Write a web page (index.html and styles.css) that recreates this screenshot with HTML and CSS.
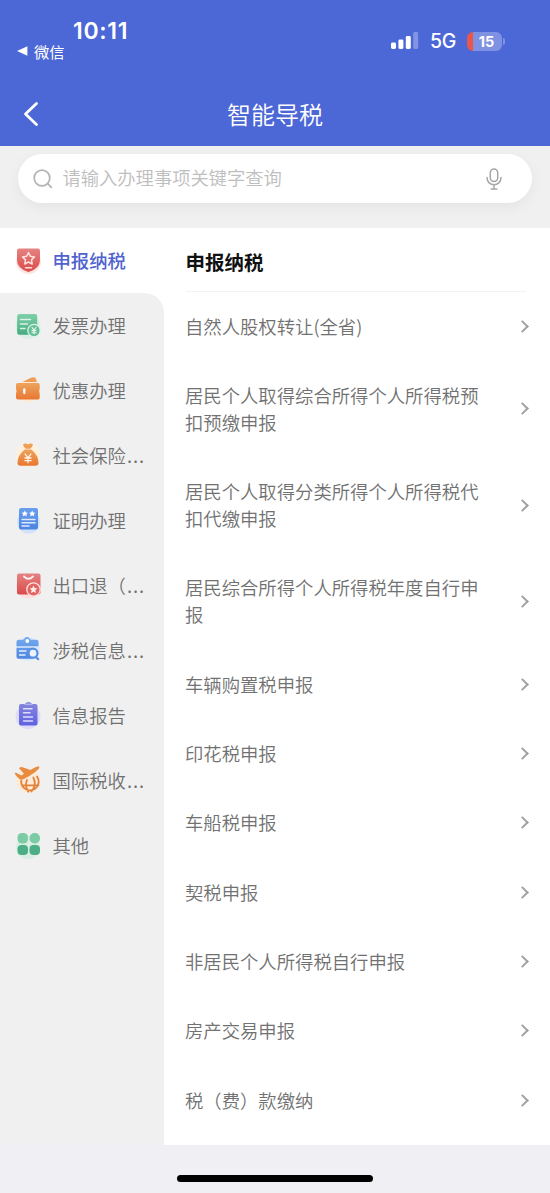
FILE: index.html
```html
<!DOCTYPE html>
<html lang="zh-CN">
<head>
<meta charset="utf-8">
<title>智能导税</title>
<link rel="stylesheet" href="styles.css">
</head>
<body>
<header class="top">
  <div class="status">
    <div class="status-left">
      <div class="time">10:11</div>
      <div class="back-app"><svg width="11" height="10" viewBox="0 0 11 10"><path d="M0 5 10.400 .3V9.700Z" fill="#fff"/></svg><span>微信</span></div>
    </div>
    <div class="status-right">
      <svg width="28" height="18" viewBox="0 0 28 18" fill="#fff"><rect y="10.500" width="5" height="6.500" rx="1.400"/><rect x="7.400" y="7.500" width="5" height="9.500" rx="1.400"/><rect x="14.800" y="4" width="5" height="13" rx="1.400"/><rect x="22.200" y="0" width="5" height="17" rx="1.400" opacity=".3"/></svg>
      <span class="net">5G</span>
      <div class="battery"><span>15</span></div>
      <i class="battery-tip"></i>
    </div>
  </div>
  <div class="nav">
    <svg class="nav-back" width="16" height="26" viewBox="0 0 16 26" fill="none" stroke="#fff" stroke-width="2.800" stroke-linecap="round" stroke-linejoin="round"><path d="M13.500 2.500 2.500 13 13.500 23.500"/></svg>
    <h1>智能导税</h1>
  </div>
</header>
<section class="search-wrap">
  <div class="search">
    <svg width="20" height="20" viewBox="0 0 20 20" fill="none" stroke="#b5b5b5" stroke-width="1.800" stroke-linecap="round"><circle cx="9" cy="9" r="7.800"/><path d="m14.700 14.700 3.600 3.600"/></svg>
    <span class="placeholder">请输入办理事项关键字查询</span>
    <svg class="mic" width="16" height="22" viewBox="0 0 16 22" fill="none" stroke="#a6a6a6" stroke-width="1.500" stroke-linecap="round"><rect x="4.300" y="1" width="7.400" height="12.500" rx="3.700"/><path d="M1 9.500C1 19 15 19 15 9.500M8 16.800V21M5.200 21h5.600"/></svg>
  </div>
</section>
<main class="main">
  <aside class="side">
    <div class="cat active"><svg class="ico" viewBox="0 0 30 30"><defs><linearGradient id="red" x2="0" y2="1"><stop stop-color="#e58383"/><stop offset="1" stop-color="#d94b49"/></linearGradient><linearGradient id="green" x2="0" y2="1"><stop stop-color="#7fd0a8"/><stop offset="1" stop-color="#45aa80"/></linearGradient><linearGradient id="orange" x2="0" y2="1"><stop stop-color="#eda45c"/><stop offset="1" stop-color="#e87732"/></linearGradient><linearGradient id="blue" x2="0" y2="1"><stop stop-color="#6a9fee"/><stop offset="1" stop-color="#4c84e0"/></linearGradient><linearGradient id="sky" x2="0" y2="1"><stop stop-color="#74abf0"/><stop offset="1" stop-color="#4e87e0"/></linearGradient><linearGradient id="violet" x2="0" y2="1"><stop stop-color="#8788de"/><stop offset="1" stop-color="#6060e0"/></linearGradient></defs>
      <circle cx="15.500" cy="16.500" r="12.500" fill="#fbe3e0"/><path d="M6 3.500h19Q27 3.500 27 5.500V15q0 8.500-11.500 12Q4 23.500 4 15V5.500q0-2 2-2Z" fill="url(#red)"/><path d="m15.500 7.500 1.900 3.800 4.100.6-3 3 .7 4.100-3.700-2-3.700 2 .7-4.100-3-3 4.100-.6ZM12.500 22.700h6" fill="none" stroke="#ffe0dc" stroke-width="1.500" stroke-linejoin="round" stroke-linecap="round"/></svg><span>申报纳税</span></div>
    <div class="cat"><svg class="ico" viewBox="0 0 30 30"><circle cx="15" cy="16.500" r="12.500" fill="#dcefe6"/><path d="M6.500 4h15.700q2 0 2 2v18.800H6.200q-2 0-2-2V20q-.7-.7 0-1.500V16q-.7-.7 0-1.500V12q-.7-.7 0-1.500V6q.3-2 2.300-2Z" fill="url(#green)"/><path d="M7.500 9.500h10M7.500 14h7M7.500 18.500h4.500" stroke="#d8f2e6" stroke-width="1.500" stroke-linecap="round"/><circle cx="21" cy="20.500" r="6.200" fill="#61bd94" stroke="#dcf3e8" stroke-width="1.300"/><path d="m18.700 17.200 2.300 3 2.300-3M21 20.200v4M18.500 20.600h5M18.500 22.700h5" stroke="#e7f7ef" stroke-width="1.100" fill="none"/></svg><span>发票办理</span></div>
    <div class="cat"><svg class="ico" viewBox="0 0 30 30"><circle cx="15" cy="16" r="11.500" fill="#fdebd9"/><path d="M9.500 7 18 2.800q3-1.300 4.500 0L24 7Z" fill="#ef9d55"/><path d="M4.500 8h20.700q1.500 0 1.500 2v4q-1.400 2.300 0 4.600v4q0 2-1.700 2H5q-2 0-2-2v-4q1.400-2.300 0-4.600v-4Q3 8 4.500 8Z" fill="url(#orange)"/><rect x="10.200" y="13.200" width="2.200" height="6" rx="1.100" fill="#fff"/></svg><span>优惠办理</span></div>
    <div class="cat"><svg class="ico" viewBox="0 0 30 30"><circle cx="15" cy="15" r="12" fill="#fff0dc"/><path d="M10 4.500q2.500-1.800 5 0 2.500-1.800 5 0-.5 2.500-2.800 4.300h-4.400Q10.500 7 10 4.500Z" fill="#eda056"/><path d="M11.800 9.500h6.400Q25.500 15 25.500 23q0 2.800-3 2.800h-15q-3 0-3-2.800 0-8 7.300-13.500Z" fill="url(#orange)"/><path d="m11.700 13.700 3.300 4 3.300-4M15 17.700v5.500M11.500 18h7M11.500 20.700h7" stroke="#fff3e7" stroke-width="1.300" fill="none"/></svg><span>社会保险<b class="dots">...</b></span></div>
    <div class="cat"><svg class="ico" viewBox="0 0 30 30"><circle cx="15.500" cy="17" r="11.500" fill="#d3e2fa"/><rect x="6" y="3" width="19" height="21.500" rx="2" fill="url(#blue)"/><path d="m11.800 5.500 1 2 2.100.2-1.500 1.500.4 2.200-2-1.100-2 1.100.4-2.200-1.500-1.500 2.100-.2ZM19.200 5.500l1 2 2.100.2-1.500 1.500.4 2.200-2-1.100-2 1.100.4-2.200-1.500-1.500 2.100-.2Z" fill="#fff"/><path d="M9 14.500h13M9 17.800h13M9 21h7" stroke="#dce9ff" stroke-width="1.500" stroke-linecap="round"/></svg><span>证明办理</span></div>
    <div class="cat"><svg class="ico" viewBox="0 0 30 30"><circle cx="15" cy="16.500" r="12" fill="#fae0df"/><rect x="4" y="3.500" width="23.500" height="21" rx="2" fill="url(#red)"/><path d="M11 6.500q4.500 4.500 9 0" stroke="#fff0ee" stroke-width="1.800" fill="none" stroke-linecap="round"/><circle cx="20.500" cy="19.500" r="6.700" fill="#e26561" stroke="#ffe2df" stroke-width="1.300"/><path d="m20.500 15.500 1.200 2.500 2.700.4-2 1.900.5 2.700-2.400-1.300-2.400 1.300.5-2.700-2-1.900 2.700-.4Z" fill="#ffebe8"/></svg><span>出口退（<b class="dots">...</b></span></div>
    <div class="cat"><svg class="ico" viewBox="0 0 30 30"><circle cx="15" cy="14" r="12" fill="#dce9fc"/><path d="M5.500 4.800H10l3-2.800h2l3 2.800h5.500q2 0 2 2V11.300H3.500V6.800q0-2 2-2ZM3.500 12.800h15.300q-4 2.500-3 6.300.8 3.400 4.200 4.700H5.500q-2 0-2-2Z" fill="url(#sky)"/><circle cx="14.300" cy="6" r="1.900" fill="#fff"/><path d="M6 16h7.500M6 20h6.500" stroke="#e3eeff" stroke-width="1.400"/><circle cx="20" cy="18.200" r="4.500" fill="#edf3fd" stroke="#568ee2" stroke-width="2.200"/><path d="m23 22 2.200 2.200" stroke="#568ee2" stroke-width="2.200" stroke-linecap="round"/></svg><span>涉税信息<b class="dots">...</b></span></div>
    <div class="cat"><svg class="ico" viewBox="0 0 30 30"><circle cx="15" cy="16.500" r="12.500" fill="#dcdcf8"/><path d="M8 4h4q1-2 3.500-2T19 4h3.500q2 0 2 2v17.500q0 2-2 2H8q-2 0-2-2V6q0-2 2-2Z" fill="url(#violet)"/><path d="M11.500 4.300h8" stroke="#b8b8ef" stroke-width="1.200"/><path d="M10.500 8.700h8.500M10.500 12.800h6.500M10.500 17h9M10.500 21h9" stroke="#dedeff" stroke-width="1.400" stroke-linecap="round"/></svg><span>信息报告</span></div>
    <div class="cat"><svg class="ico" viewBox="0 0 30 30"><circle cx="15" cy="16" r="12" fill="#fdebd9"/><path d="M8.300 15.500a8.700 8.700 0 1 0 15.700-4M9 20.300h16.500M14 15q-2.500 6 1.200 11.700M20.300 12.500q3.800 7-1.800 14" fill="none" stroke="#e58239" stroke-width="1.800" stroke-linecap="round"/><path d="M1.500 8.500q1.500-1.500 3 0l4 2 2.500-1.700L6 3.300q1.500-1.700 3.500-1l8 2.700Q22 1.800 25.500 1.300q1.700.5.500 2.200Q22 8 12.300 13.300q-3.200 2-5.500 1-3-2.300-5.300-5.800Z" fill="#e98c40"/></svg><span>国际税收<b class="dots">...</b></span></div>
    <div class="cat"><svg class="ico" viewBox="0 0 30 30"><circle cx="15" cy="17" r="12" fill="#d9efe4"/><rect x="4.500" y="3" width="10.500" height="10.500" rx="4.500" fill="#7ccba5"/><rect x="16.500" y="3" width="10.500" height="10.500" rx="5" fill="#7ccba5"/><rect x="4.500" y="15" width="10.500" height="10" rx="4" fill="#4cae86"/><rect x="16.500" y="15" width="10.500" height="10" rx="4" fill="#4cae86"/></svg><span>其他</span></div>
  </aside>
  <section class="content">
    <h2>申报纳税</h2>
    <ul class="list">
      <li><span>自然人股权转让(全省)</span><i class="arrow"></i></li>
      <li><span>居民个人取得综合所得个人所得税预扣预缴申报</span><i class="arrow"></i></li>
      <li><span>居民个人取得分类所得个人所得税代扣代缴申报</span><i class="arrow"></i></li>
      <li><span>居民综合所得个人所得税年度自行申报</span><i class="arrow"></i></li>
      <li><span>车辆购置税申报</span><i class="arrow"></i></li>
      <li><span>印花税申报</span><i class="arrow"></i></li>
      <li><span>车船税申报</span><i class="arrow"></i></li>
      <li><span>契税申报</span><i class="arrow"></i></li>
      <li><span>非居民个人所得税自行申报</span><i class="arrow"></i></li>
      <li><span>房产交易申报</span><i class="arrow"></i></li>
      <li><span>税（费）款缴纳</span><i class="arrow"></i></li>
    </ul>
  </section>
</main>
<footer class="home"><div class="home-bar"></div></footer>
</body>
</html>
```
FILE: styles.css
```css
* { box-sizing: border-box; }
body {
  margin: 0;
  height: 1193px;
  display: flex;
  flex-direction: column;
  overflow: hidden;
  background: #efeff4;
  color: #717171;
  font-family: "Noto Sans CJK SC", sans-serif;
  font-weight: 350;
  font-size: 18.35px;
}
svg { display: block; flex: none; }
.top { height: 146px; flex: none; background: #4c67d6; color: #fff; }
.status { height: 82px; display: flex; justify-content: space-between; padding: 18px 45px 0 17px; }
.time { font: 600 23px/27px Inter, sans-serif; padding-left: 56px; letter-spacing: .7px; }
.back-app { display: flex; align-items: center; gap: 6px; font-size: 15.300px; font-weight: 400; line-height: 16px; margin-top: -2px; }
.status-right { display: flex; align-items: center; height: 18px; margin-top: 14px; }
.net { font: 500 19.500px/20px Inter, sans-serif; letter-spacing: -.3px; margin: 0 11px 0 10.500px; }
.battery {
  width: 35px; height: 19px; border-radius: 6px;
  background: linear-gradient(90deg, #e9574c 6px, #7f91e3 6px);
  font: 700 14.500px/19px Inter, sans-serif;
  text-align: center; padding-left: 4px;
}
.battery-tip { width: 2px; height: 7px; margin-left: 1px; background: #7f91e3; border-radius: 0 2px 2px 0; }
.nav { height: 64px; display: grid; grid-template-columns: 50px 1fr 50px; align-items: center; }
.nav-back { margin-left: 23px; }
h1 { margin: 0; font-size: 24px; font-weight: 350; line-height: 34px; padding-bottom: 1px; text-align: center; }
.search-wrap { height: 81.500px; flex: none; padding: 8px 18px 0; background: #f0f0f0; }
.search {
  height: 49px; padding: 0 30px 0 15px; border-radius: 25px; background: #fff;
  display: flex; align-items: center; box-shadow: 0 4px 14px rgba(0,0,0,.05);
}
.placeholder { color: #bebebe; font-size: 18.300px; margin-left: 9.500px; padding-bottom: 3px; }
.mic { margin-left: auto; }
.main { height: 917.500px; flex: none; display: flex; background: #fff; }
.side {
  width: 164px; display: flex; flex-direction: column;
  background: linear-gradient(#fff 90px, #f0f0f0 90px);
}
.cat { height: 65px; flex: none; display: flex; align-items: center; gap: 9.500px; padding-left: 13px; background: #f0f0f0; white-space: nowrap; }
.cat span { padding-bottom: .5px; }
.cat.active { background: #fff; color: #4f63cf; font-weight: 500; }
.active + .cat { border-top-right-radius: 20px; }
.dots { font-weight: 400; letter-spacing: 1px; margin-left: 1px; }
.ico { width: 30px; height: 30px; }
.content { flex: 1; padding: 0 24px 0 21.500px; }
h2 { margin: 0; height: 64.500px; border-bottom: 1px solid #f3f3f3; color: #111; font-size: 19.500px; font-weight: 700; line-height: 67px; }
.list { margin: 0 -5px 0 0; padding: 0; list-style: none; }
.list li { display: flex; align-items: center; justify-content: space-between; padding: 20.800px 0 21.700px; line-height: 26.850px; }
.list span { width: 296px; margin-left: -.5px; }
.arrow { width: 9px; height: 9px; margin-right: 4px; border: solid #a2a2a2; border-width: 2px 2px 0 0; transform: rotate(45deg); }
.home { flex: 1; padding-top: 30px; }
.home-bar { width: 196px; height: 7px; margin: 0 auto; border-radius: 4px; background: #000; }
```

• [TASK DESCRIPTION]:
State how many lines above include the word "index", and nothing more.

• [COMPLETE ANSWER]:
2